The Maid set out for Orleans at once, wearing armour, with an army of 4,000 men under the young Duke of Alençon who believed fervently in her mission. As has been seen, she entered Orleans at the end of April. On 3 May the main body of her relief force reached the city. Joan rode in at their head, accompanied by priests chanting psalms ; she was claiming the divine support which the English regarded as their special prerogative. Within a few days her troops had overrun the main English earthworks and recaptured the Tourelles, killing the garrison including Glasdale. On 8 May 1429, after an investment which had lasted ninety days, the Earl of Suffolk raised the siege. The outnumbered English made a last defiant gesture to show that God was on their side ; they paraded in battle formation on open ground opposite the walls, challenging the defenders to come out and fight, but even now the enemy dared not face them. Suffolk then marched off in excellent order, taking a detachment to Jargeau and sending the remainder to Meung and Beaugency under Lord Talbot and Lord Scales.

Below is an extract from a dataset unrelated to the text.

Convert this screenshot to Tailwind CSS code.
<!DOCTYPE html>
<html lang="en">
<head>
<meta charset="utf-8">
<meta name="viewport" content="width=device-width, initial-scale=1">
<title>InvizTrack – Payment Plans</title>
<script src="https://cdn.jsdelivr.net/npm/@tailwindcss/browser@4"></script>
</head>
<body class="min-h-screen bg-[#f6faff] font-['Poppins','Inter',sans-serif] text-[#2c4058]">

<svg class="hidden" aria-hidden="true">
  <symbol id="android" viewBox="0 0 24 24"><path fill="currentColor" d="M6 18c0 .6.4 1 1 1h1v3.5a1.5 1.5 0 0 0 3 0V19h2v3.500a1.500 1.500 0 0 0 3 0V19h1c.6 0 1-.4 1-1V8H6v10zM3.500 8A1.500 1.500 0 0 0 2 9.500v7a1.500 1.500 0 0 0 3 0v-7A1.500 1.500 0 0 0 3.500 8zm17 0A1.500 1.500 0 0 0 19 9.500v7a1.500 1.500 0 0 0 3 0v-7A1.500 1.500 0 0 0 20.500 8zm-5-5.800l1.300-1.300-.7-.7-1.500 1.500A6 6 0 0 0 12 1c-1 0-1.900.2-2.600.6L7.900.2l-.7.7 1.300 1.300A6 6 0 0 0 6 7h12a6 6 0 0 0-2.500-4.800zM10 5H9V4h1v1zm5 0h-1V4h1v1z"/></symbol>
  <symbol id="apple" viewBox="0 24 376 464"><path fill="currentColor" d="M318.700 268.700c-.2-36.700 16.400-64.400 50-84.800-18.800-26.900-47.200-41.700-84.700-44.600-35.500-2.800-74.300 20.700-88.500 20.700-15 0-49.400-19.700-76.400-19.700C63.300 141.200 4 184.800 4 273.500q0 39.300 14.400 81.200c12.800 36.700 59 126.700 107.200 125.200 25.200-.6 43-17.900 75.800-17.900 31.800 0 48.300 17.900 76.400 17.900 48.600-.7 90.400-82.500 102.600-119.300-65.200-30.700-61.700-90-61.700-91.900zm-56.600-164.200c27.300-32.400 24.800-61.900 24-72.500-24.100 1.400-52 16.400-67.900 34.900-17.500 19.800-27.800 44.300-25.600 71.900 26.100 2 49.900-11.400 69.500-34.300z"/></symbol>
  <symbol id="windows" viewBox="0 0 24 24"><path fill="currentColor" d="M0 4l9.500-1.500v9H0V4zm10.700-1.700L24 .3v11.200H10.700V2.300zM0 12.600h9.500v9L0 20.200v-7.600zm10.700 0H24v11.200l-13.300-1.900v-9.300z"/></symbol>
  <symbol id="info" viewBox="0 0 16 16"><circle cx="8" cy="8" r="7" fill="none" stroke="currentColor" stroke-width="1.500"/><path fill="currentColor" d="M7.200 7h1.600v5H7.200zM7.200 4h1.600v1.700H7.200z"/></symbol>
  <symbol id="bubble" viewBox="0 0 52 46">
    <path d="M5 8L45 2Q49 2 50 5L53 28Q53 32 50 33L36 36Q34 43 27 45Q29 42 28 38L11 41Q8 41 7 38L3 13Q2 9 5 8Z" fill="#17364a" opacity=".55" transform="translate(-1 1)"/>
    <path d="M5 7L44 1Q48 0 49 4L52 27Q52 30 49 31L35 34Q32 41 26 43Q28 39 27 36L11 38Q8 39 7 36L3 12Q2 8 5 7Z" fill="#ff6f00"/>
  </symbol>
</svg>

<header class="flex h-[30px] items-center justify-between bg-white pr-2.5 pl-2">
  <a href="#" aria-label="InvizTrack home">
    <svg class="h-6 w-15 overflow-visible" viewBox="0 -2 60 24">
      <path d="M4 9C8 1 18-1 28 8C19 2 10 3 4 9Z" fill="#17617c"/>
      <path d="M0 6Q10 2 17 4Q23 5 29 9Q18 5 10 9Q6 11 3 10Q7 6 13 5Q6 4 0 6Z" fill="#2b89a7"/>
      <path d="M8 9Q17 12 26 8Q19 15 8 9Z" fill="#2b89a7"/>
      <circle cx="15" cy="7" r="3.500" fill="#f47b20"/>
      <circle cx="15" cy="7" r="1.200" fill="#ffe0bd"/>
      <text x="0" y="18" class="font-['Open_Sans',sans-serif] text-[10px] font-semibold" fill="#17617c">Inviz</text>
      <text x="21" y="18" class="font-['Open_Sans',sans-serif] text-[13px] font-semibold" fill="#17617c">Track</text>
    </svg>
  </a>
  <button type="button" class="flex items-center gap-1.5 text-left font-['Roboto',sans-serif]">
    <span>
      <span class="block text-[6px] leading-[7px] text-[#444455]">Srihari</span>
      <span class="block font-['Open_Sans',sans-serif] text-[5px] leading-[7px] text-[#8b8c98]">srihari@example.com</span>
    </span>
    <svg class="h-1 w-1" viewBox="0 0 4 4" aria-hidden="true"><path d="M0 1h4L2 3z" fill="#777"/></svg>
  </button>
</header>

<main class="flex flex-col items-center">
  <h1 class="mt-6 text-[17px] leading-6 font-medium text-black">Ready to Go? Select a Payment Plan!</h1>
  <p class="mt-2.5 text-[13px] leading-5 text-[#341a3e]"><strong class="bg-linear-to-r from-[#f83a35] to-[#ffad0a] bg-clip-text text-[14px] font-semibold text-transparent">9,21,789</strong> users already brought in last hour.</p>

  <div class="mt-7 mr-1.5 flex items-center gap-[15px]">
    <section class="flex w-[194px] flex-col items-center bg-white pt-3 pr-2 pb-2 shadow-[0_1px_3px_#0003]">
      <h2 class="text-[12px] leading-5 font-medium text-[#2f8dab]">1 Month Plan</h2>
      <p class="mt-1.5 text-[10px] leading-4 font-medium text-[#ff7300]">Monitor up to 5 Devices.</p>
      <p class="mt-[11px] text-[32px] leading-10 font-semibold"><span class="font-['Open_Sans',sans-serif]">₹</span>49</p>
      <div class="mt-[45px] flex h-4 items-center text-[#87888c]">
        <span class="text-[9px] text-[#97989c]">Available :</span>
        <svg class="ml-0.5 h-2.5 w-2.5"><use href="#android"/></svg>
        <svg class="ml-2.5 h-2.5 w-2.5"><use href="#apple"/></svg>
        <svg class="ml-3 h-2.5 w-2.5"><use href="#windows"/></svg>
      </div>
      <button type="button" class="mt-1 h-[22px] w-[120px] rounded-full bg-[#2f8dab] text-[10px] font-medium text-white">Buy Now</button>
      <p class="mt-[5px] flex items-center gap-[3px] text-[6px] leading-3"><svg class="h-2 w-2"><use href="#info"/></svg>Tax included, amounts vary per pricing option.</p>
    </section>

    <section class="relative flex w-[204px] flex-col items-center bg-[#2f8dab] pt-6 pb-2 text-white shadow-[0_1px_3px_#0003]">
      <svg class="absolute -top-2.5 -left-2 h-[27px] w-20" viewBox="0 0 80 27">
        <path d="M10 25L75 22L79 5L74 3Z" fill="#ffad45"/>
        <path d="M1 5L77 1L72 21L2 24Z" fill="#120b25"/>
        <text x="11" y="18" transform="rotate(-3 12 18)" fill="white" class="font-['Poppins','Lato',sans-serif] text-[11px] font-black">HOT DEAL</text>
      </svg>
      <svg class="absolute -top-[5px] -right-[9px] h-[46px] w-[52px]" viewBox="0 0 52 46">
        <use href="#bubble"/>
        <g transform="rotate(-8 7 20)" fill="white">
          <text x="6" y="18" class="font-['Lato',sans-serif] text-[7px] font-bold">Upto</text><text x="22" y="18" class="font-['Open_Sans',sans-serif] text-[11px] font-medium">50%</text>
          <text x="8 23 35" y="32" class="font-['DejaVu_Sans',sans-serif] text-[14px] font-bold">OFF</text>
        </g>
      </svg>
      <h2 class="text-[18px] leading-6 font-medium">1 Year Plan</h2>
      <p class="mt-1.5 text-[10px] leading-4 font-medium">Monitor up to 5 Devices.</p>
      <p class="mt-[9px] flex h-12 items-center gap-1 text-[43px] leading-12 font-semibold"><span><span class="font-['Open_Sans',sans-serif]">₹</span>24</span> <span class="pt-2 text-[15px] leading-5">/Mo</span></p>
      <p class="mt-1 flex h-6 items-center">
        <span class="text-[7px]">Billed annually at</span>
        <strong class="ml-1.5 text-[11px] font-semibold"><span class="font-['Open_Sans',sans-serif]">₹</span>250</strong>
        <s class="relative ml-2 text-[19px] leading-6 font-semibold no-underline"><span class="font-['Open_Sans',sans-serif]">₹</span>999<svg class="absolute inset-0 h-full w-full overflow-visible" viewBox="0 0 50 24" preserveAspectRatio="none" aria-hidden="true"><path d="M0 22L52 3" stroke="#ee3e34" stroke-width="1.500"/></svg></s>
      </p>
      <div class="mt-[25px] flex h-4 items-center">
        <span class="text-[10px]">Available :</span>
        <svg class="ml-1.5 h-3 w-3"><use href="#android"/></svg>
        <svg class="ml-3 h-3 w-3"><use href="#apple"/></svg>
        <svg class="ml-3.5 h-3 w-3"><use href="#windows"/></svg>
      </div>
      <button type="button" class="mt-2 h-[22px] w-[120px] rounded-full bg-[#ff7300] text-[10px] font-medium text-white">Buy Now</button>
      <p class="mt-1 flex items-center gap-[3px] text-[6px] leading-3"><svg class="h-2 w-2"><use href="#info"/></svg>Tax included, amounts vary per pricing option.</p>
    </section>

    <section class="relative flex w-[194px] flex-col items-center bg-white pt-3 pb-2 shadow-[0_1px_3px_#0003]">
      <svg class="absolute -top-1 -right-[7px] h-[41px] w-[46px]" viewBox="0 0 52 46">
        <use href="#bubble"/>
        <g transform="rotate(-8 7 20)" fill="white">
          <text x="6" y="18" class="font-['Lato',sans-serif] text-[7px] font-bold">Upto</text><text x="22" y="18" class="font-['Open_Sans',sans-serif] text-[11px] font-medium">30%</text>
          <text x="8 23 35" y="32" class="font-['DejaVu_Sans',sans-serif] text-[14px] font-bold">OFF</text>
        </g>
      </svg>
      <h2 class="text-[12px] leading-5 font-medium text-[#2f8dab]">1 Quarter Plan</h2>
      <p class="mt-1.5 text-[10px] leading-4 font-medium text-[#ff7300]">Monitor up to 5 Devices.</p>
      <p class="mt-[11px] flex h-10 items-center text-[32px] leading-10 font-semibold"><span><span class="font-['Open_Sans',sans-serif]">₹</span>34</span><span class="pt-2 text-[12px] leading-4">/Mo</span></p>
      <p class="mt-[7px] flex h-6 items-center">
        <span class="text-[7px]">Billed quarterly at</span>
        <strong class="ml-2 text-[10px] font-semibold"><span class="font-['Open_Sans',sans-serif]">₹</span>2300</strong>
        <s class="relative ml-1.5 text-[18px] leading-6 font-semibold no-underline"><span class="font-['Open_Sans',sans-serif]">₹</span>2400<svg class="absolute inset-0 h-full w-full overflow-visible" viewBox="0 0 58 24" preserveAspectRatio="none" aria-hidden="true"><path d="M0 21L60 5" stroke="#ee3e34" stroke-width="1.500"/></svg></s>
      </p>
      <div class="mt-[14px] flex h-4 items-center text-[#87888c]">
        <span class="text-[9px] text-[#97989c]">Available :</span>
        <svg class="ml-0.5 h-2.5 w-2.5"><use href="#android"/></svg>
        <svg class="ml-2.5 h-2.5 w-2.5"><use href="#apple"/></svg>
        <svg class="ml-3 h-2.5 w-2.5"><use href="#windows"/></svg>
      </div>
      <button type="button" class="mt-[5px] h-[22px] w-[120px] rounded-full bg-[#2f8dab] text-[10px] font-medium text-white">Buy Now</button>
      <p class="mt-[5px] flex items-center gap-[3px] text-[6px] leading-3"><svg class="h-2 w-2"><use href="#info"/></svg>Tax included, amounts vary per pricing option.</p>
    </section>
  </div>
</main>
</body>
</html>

Dauphinist morale rose wonderfully and Alençon’s army immediately set about the English strongholds on the Loire. On 12 June Jargeau was stormed, Suffolk being caught as he tried to flee, while—apart from those worth good ransoms—his garrison were put to the sword. The bridge over the river at Meung was captured three days later; at Beaugency the English had to take refuge in the citadel.
Lord Talbot was determined to relieve the Beaugency garrison. He joined Sir John Fastolf at Janville, their combined forces amounting to little more than 3,000 men ; the Dauphinists had 8,000 but on past form these were far from impossible odds. Fastolf, however, was uneasy and did not trust his Parisiwan militia ( or
‘Faux Français’
as the Dauphinists termed them) ; he wanted to fall back and wait for fresh troops who were expected daily. But the aggressive Talbot insisted on advancing. Then on Saturday 18 June news came that the citadel at Beaugency had surrendered and the English began to retreat through the woods towards the village of Patay. Joan told the Dauphinist commanders to attack—‘You have spurs, so use them !’—and promised that they would win a victory greater than Charles had ever known. Nevertheless, their scouts could not find the English until they heard them cheering when a stag broke cover. Talbot, realizing that the enemy was near, began to form up his archers south of Patay in a dip while Fastolf tried to position his militia on rising ground behind him. Without warning Dauphinist men-at-arms suddenly appeared at the top of the dip and charged down the slope into the flank of Talbot’s archers as they were still fixing their stakes, and overwhelmed them. Fastolf’s levies thereupon bolted. Talbot and Lord Scales were captured though Fastolf and a band of archers managed to escape, beating off their pursuers. After a gruelling march Sir John reached Corbeil on the following day, where he had to report the defeat to the Regent in person. Monstrelet says Bedford was so angry that he took away Fastolf’s Garter, and a legend grew up which branded the unfortunate knight as a coward—later Shakespeare transformed him into Sir John Falstaff. Yet Fastolf had advised against confronting the Dauphinists, had done his best to rally the troops and had at least saved some of them. In the event, Bedford soon restored his Garter and made him Lieutenant of Caen.
Joan was now at the height of her fame. Monstrelet tells us how after Patay all Dauphinists believed that the English and Burgundians were powerless against her. Instead of marching on Paris she persuaded the Dauphin to accompany her to Rheims to be crowned. Somehow an army of 12,000 men was assembled and then marched through English territory to Rheims where Charles was consecrated King of France ; Joan stood near him throughout the ceremony, holding her white banner, and afterwards she addressed him as King for the first time. (Yet it is arguable that both Charles and the Archbishop who anointed him believed she was a witch.) The coronation of Charles VII, as we must now call him, did wonders for Dauphinist morale ; according to Monstrelet, a Burgundian : ‘The French believed that God was against the English.’
It is impossible to know whether Joan’s inspiration was restricted to a small circle of court soldiers or if—as today’s social romantics would like to think—she spoke to the rank and file as one peasant to another. What is undeniable is that for a few months many Frenchmen thought they were fighting a holy war, and the English went in terror of the Maid and her sorceries.
The Dauphinist expedition to Rheims gave Bedford a breathing-space. When Charles’s army marched on Paris the Regent was ready, and after some slight skirmishes made it fall back in August; he did his best to provoke Charles into fighting, sending a letter addressed to ‘You who call yourself King’ which accused him of consorting with ‘a disorderly and disgraced woman wearing the dress of a man’. But the Dauphinists refused battle. The Parisians stayed loyal to the Regent ; no doubt they still feared reprisals if the Armagnacs entered their city. On the afternoon of 8 September Joan led an assault on the walls between the Porte Saint-Honoré and the Porte Saint-Denis ; it was not properly supported by Charles’s commanders and, though the outer ditch was crossed, the attackers failed to get over the inner moat and retreated in disorder. The Maid, wounded in the thigh by a crossbow quarrel, was left lying in the open until nightfall ; the commanders made no attempt to rescue her, perhaps hoping she would perish. The legend of her invincibility had been broken. Charles retired to Gien, dismissing his army. Nevertheless Bedford was so alarmed by Joan’s offensive that he temporarily gave up the Regency of France (save Normandy) to Philip of Burgundy, together with the governorship of Paris.